Ich persönlich habe etwas dagegen, billigen Speicher (externe Festplatte) durch teuren Speicher (Cloud) zu ersetzen, zusätzlich Bandbreite im Internet zu verbrauchen und von der Verfügbarkeit des Internet-Anschlusses und des Cloud-Providers abhängig zu sein, wenn ich zufällig die ausgelagerte Datei mal brauche.
Wenn ich eine Datei brauche, dann sofort und nicht erst nach einem eventuell langwierigen Download. Auch bei einer schnellen Internet-Leitung dauert es etwas, bis man mal eben fünf Gigabyte heruntergeladen hat.
Neue Funktionen in Fotos
Hallo, Apple? Für diese Funktionen hatte ich schon einmal beim Kauf von Aperture bezahlt.
Dann wurde entschieden, das Programm nicht mehr zu unterstützen, OHNE einen gleichwertigen Ersatz anzubieten. Ich war gezwungen ein halbes Jahr lang meine Aperture-Library halb-manuell in Lightroom zu übertragen, um keine Metadaten zu verlieren. An dieser Stelle noch einmal vielen Dank für die zusätzliche Arbeit!

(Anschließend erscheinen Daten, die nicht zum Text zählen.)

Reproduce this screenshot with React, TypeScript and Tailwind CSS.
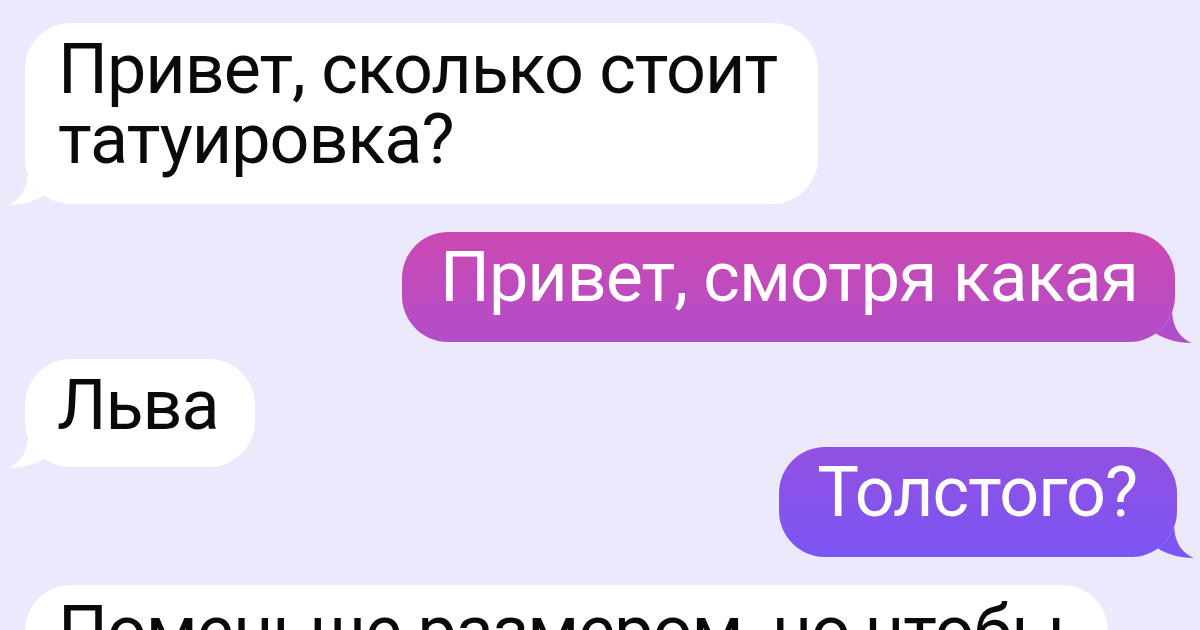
const LEFT_TAIL = "M19.9 0 C19 16 12 26 0 31 C12 31 26 28 37 21 C42 26 50 29 63 30 A46 46 0 0 1 19.9 0 Z";

function Tail({ color, side }: { color: string; side: "left" | "right" }) {
  return (
    <svg
      width="64"
      height="31"
      viewBox="0 0 64 31"
      className={
        side === "left"
          ? "absolute left-[-17px] bottom-[-1px]"
          : "absolute right-[-17px] bottom-[-1px] -scale-x-100"
      }
    >
      <path d={LEFT_TAIL} fill={color} />
    </svg>
  );
}

function Incoming({ text, className }: { text: string; className: string }) {
  return (
    <div className={`relative self-start rounded-[46px] bg-white text-[#0a0a0a] ${className}`}>
      <Tail color="#ffffff" side="left" />
      <p className="relative text-[70px] leading-[70px] tracking-[-1px]">{text}</p>
    </div>
  );
}

function Outgoing({ text, className, bottom }: { text: string; className: string; bottom: string }) {
  return (
    <div className={`relative self-end rounded-[46px] text-white ${className}`}>
      <Tail color={bottom} side="right" />
      <p className="relative text-[70px] leading-[70px] tracking-[-1px]">{text}</p>
    </div>
  );
}

export default function App() {
  return (
    <div
      className="w-[1200px] h-[630px] overflow-hidden bg-[#ECE9FC] flex flex-col pt-[23px] px-[25px]"
      style={{ fontFamily: "Roboto, 'Noto Sans', sans-serif" }}
    >
      <Incoming
        text="Привет, сколько стоит татуировка?"
        className="w-[793px] shrink-0 pl-[33px] pr-[30px] pt-[11px] pb-[30px]"
      />
      <Outgoing
        text="Привет, смотря какая"
        bottom="#B24DC9"
        className="mt-[28px] shrink-0 pl-[38px] pr-[37px] pt-[10px] pb-[30px] bg-gradient-to-b from-[#CC48B1] to-[#B24DC9]"
      />
      <Incoming text="Льва" className="mt-[17px] shrink-0 pl-[32px] pr-[36px] pt-[11px] pb-[27px]" />
      <Outgoing
        text="Толстого?"
        bottom="#7A55F4"
        className="-mt-[20px] shrink-0 mr-[-2px] pl-[38px] pr-[40px] pt-[10px] pb-[30px] bg-gradient-to-b from-[#9250E1] to-[#7A55F4]"
      />
      <Incoming
        text="Поменьше размером, но чтобы"
        className="mt-[28px] w-[1083px] shrink-0 pl-[33px] pr-[30px] pt-[11px] pb-[30px]"
      />
    </div>
  );
}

Fotos ist seitdem für mich tabu. Ich fasse es nicht an, auch wenn es langsam wieder an Aperture heranreichen sollte.
Nachrichten - noch interessanter
Ich kann jetzt riesige Emojis senden? Ich kann Nachrichten ein Herz verpassen?
Sorry, Apple, aber ich bin nicht mehr zwölf Jahre alt. Ich kommuniziere schon seit 1990 über E-Mail. Wenn ich eine unmittelbare Kommunikation brauche, kann ich anrufen. Ja, ich weiss - ich bin ein Dinosaurier.
iTunes verbessert
Ich gebe hier zu - ich höre Musik noch von CDs oder sogar von Schallplatte. Ich benutze weder Streaming-Dienste noch Web-Radio oder Podcasts. iTunes ist für mich eine der am wenigsten genutzten Anwendungen überhaupt.
Tabs
Eine sinnvolle Erweiterung, auch wenn es ohne sie geht. Über das Dock kann ich ebenso schnell Fenster wechseln. Auch im Finder benutze ich lieber mehrere Fenster als Tabs - ich vermute, das wird auch bei anderen Anwendungen so sein. Aber wer weiss - vielleicht ist es an einigen Stellen hilfreich.
Bild in Bild für Videos
Ich habe keine Ahnung, wozu das gut sein soll. Entweder ich will ein Video ansehen - dann tue ich das auch - oder ich will etwas anderes machen. Dann halte ich das Video an und schaue später weiter.
Ich höre auch nicht nebenbei Radio oder lese ein Buch, wenn ich den Fernseher an habe.
Zusammenfassung
Wie man sieht, würde mir ein Update nichts bringen, was ich wirklich für meine Arbeit am Computer brauche. Im Gegenteil - vermutlich muss ich mich dann wieder mit Einstellungen herumschlagen, um diverse Funktionen an die Leine zu legen.
Aber wie war das nun mit den Dinosauriern? Richtig: die sind ausgestorben.
Ich hab noch keine Lust auszusterben, also werde ich das Update doch installieren. Die diversen Programme die ich einsetze entwickeln sich ebenfalls weiter und es ist fraglich, wie lange neuere Versionen noch die alten Betriebssystem-Versionen unterstützen. Also beisse ich in den sauren Apple und hole mir Sierra.
Update (Januar 2017)
Inzwischen habe ich Sierra installiert und kann eigentlich keine Änderung zur Vorgängerversion feststellen, die mir auffällt. Zumindest ist nichts schlechter geworden.
Ich musste nur mit der Installation warten, da Apple das Mail-Programm inkompatibel verändert hat, so dass mein GPG-Plugin nicht mehr funktioniert hätte. Inzwischen gibt es für das Plugin eine Beta-Version die auch ganz gut funktioniert, so dass der Umstieg gewagt werden konnte.